2021年9月18日

凱旋門、つかの間のアート

 8月15日のブログでお知らせした、ブルガリア出身の芸術家クリストのプロジェクトが、ついに完成。彼がパリで青年時代を送っていた時から抱いていた夢、それは凱旋門を布ですっぽり包むことだったのです。その実現直前の2020年、84歳で惜しくも世を去ったクリストですが、甥が意志を引き継ぎクリストが残した設計図通りに完成。
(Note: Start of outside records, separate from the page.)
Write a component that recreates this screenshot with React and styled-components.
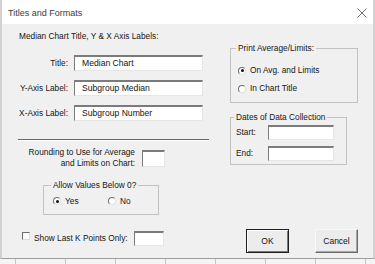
import React from 'react';
import styled, { createGlobalStyle } from 'styled-components';

const GlobalStyle = createGlobalStyle`
  html, body { margin: 0; padding: 0; background: #f0f0f0; }
  body {
    width: 375px;
    height: 264px;
    overflow: hidden;
    font-family: "Liberation Sans", Arial, sans-serif;
    color: #161616;
  }
`;

export default function App() {
  return (
    <>
      <GlobalStyle />
      <Screen>
        <Window>
          <TitleBar>
            <Caption>Titles and Formats</Caption>
            <Close width="10" height="10" viewBox="0 0 10 10">
              <path d="M0.5 0.5 L9.5 9.5 M9.5 0.5 L0.5 9.5" stroke="#6d6d6d" strokeWidth="1" fill="none" />
            </Close>
          </TitleBar>
          <Body>
            <Main>
              <LeftCol>
                <Heading>Median Chart Title, Y &amp; X Axis Labels:</Heading>
                <Fields>
                  <FieldRow>
                    <FieldLabel>Title:</FieldLabel>
                    <TextBox $w={129} $h={16}>Median Chart</TextBox>
                  </FieldRow>
                  <FieldRow>
                    <FieldLabel>Y-Axis Label:</FieldLabel>
                    <TextBox $w={129} $h={16}>Subgroup Median</TextBox>
                  </FieldRow>
                  <FieldRow>
                    <FieldLabel>X-Axis Label:</FieldLabel>
                    <TextBox $w={129} $h={16}>Subgroup Number</TextBox>
                  </FieldRow>
                </Fields>
                <Divider />
                <RoundRow>
                  <RoundText>Rounding to Use for Average<br />and Limits on Chart:</RoundText>
                  <TextBox $w={23} $h={17} />
                </RoundRow>
                <AllowGroup>
                  <Legend>Allow Values Below 0?</Legend>
                  <OptionPair>
                    <Option><Radio $on /> Yes</Option>
                    <Option><Radio /> No</Option>
                  </OptionPair>
                </AllowGroup>
              </LeftCol>
              <RightCol>
                <PrintGroup>
                  <Legend>Print Average/Limits:</Legend>
                  <OptionStack>
                    <Option><Radio $on /> On Avg. and Limits</Option>
                    <Option><Radio /> In Chart Title</Option>
                  </OptionStack>
                </PrintGroup>
                <DatesGroup>
                  <Legend>Dates of Data Collection</Legend>
                  <DateRow>
                    <DateLabel>Start:</DateLabel>
                    <TextBox $w={66} $h={15} />
                  </DateRow>
                  <DateRow>
                    <DateLabel>End:</DateLabel>
                    <TextBox $w={66} $h={15} />
                  </DateRow>
                </DatesGroup>
              </RightCol>
            </Main>
            <Footer>
              <Check />
              <CheckText>Show Last K Points Only:</CheckText>
              <KBox $w={30} $h={15} />
              <Buttons>
                <Button $default>OK</Button>
                <Button>Cancel</Button>
              </Buttons>
            </Footer>
          </Body>
        </Window>
        <Sheet />
      </Screen>
    </>
  );
}

const Screen = styled.div`
  width: 375px;
  height: 264px;
  display: flex;
  flex-direction: column;
`;

const Window = styled.div`
  height: 259px;
  box-sizing: border-box;
  border-left: 2px solid #d2d2d2;
  border-right: 2px solid #d2d2d2;
  border-bottom: 1px solid #9d9d9d;
  background: #f0f0f0;
  display: flex;
  flex-direction: column;
`;

const TitleBar = styled.div`
  height: 24px;
  flex: none;
  background: #fff;
  display: flex;
  align-items: center;
  justify-content: space-between;
  padding: 0 6px 0 6px;
`;

const Caption = styled.span`
  font-size: 9px;
  color: #3c3c3c;
  margin-top: 1px;
`;

const Close = styled.svg`
  display: block;
  margin-top: 1px;
`;

const Body = styled.div`
  flex: 1;
  display: flex;
  flex-direction: column;
  padding: 6px 15px 0 16px;
  font-size: 8.3px;
  line-height: 11px;
`;

const Main = styled.div`
  display: flex;
  align-items: flex-start;
`;

const LeftCol = styled.div`
  width: 191px;
  display: flex;
  flex-direction: column;
`;

const Heading = styled.div`
  line-height: 12px;
  padding-left: 1px;
`;

const Fields = styled.div`
  margin-top: 13px;
  display: flex;
  flex-direction: column;
  gap: 9px;
`;

const FieldRow = styled.div`
  display: flex;
  align-items: center;
  gap: 6px;
`;

const FieldLabel = styled.span`
  width: 50px;
  text-align: right;
`;

const TextBox = styled.div`
  box-sizing: border-box;
  width: ${p => p.$w}px;
  height: ${p => p.$h}px;
  background: #fff;
  border-top: 2px solid #7b7b7b;
  border-left: 1px solid #7b7b7b;
  border-right: 1px solid #e6e6e6;
  border-bottom: 1px solid #e6e6e6;
  padding-left: 7px;
  font-size: 8.6px;
  line-height: 12px;
  color: #141414;
  white-space: nowrap;
`;

const Divider = styled.div`
  margin-top: 18px;
  height: 0;
  border-top: 1px solid #6a6a6a;
  border-bottom: 1px solid #fff;
`;

const RoundRow = styled.div`
  margin-top: 6px;
  height: 22px;
  display: flex;
  align-items: center;
  gap: 7px;
`;

const RoundText = styled.div`
  width: 117px;
  text-align: right;
`;

const Group = styled.fieldset`
  margin: 0;
  box-sizing: border-box;
  border: 1px solid #c2c2c2;
  min-width: 0;
`;

const Legend = styled.legend`
  padding: 0 2px;
  margin-left: -2px;
  line-height: 11px;
`;

const AllowGroup = styled(Group)`
  margin: 11px 0 0 25px;
  width: 116px;
  padding: 4px 0 7px 9px;
`;

const OptionPair = styled.div`
  display: grid;
  grid-template-columns: 55px auto;
  line-height: 12px;
`;

const Option = styled.label`
  display: flex;
  align-items: center;
  gap: 4px;
  white-space: nowrap;
`;

const Radio = styled.span`
  box-sizing: border-box;
  width: 8px;
  height: 8px;
  flex: none;
  border-radius: 50%;
  background: #fff;
  border: 1px solid;
  border-color: #6f6f6f #e2e2e2 #e2e2e2 #6f6f6f;
  display: flex;
  align-items: center;
  justify-content: center;
  &::after {
    content: '';
    width: 3px;
    height: 3px;
    border-radius: 50%;
    background: ${p => (p.$on ? '#111' : 'transparent')};
  }
`;

const RightCol = styled.div`
  margin: 13px 0 0 21px;
  display: flex;
  flex-direction: column;
  gap: 9px;
`;

const PrintGroup = styled(Group)`
  width: 128px;
  padding: 11px 0 8px 7px;
`;

const OptionStack = styled.div`
  display: flex;
  flex-direction: column;
  gap: 7px;
`;

const DatesGroup = styled(Group)`
  width: 117px;
  padding: 2px 0 3px 5px;
  display: flex;
  flex-direction: column;
  gap: 6px;
`;

const DateRow = styled.div`
  display: flex;
  align-items: center;
`;

const DateLabel = styled.span`
  width: 32px;
`;

const Footer = styled.div`
  margin-top: 14px;
  height: 24px;
  display: flex;
  align-items: flex-start;
`;

const Check = styled.span`
  box-sizing: border-box;
  margin: 3px 0 0 4px;
  width: 8px;
  height: 8px;
  background: #fff;
  border: 1px solid;
  border-color: #6f6f6f #dcdcdc #dcdcdc #6f6f6f;
`;

const CheckText = styled.span`
  margin: 4px 0 0 4px;
`;

const KBox = styled(TextBox)`
  margin: 2px 0 0 6px;
`;

const Buttons = styled.div`
  margin-left: auto;
  display: flex;
  gap: 26px;
`;

const Button = styled.button`
  box-sizing: border-box;
  width: 43px;
  height: 24px;
  padding: 0;
  font-family: inherit;
  font-size: 8.5px;
  color: #141414;
  background: #ececec;
  border: 1px solid;
  border-color: ${p => (p.$default ? '#1e1e1e' : '#f8f8f8 #6b6b6b #6b6b6b #f8f8f8')};
  box-shadow: ${p =>
    p.$default
      ? 'inset 1px 1px #fff, inset -1px -1px #7a7a7a'
      : 'inset -1px -1px #a6a6a6'};
`;

const Sheet = styled.div`
  flex: 1;
  background-color: #f4f4f4;
  background-image: linear-gradient(to right, #c4c4c4 1px, transparent 1px);
  background-size: 50px 100%;
  background-position: 15px 0;
`;
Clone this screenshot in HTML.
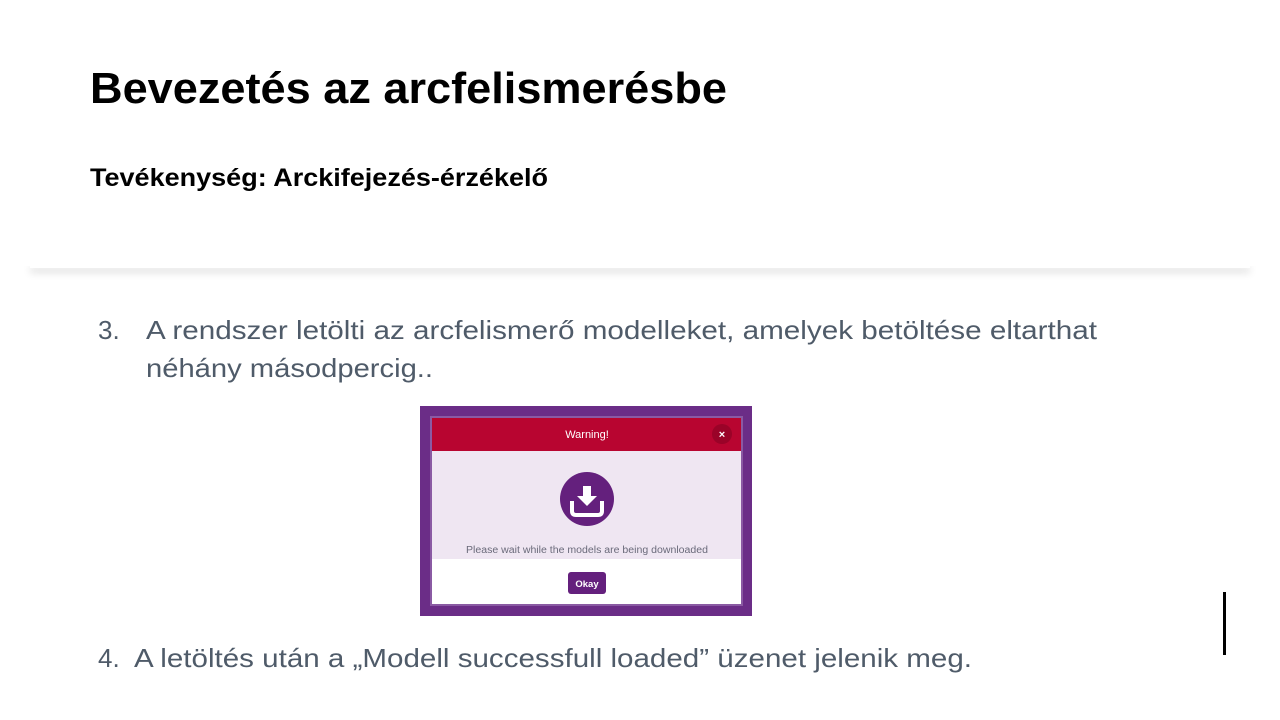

9月18日から10月3日まで鑑賞できます。

クリストの青年時代の夢が、ついに実現。
ラッピングされた凱旋門は16日間だけのアート。

どの角度から見ても清涼。
重苦しい石から解放され、やさしさがある布に包まれた凱旋門が、
安堵の息をもらしているように思える。

25000メートルの銀色がかったブルーのポリプロピレン織物と、3000メートルの赤いコードを使用し、95人が昼夜を徹して作業にあたったこの「梱包された凱旋門」は、16日間のつかの間のアート。約1400万ユーロ(18億円)かかった費用は、クリストの数多いデッサンや模型などを売却して賄ったそう。自由な立場で、自由に自分の信念を貫くアーティストの純粋な魂が感じられ、深い感動を覚えずにはいられない。

凱旋門を布地で包む前代未聞の作業は、
95人の熟練の専門家によって、昼夜続いていました。

大きな危険を伴う作業だけに、見ているだけでハラハラドキドキ。

永続しない芸術であるがために、それを目前にしたときの感激も大きい。ある日、突然、現われ、突然消え去るクリストの作品。威厳ある石造りの凱旋門が、布地ですっぽりと包まれ、全体にほどこされたひだが風になびき、光を浴びて様々な色に変化し、柔らかな表情を見せ、息吹を吹き込まれたかのような凱旋門。

18日の初日に行くと、凱旋門の周囲は厳重な警戒。
数十メートル手前から車の通行禁止。

凱旋門に近づくのには、衛生パス提示と荷物検査。

クリストによって新たな生命を与えられた、たった16日間の短い運命のモニュメント。その姿をしっかりと胸に刻んでおきたかった私は、もちろん初日に行きました。昨夜は期待でよく眠れなかった。

なぜか、異常にカラフルな服装。嬉しさと感動でいっぱい。
また見に行くつもり。次回は人が少ない時に行っていい写真を撮りたい。

立ち去りたくないほど、美しく感動的。